Previously enjoyed – August 2023

February 2023 was my son’s last reading week as he was set to graduate, I took one day off just to spend with him and he declared that he would like to offer that I choose the adventure, but then he realized my choice would be antique markets and cemeteries, so he thought again. It’s true, I do like cemeteries, I like history and family trees and cemeteries have a lot to offer. Every now and then my google pictures makes a collage for me with a wonderful title like- July day or summer fun and inevitably there will be some shots of flowers, family, pets, and a few tombstones. It always makes me laugh at the mash up of things I want to take a photo of.

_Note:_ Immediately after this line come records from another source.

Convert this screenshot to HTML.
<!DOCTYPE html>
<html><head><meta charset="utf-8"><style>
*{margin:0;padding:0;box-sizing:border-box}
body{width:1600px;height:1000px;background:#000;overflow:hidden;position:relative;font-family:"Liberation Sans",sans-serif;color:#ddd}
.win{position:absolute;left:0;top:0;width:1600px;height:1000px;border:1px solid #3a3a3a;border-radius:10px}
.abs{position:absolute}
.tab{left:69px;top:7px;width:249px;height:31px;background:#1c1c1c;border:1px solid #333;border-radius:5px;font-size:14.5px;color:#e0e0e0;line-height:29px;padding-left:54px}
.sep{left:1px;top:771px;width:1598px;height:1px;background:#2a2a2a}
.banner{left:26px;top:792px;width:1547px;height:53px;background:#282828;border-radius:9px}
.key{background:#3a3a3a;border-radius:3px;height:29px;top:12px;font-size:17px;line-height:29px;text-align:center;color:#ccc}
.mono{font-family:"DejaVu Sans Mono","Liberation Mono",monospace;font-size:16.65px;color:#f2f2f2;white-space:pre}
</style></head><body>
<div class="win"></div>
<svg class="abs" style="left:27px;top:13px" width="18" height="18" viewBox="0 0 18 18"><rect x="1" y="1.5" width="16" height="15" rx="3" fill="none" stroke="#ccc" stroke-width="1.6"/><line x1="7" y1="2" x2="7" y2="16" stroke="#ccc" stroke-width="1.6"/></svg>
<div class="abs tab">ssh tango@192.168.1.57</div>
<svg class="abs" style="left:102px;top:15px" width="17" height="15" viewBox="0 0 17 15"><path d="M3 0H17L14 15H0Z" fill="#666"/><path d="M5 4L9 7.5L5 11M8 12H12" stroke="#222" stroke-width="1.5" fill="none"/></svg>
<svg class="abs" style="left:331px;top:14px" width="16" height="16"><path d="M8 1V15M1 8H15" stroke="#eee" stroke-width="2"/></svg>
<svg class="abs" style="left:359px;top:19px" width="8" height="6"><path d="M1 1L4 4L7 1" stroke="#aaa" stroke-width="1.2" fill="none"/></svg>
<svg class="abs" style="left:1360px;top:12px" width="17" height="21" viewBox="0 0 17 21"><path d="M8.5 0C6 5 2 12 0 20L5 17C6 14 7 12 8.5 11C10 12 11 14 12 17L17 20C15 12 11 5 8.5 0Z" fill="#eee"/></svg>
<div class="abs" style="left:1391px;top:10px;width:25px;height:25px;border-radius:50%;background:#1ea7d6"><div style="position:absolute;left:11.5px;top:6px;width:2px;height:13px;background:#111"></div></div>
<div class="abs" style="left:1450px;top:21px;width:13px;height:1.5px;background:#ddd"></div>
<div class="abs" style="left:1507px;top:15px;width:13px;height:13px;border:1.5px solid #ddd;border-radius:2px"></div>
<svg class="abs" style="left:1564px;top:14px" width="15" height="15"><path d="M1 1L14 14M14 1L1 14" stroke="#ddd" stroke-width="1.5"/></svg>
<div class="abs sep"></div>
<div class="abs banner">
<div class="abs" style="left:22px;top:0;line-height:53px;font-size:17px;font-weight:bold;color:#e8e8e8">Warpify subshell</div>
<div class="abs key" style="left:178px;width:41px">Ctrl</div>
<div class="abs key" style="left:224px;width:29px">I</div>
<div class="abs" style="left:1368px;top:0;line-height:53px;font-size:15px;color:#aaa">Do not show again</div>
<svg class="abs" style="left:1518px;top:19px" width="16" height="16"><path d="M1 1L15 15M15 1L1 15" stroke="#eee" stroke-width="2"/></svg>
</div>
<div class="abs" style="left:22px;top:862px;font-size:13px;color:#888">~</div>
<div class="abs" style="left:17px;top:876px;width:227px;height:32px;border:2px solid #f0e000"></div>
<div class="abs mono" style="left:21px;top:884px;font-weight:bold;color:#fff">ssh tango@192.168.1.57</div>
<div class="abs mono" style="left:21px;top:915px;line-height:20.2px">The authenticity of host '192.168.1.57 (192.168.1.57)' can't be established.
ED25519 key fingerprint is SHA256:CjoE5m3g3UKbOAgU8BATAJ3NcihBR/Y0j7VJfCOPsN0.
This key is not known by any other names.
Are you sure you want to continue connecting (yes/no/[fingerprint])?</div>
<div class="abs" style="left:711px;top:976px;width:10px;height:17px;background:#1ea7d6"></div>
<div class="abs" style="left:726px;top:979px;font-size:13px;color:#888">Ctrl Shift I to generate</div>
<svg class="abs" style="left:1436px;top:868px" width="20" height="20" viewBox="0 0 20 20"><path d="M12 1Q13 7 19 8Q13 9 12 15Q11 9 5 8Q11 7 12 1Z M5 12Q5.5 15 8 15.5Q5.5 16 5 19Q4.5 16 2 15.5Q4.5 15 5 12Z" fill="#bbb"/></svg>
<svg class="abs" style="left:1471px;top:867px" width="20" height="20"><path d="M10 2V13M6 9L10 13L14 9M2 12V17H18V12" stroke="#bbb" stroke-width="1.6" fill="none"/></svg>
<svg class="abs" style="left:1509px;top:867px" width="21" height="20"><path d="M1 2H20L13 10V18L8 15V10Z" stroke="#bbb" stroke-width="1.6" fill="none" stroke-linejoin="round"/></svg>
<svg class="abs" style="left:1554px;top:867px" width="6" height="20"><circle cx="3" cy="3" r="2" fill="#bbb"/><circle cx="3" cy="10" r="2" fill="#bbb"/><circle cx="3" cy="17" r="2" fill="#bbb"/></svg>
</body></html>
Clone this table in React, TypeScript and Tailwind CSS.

Right in the middle of captured joyful moments are these stone markers of lives lived. Tombstones do reflect that a life ended, but also mark where a person rests that lived on this earth for a period of time. A person that had dreams, was challenged, had joy, and experienced storms of different kinds. I guess while I do not plan to frame any of these masterpieces the collage does reflect how I spent some time. It’s a tricky thing balancing living with the end of life, balancing joy with sorrow, knowing that we need each to truly have a full life and to completely live with an understanding of all the colours of lives. There are a lot of tombstones in our lives, the ends of things, the paths not taken, the people lost, the job changes and relationships changed or ended. At the end of all that there is this mix, flowers of joy, people that made the sunset brighter and clouds to help us know that while we live, we face it all.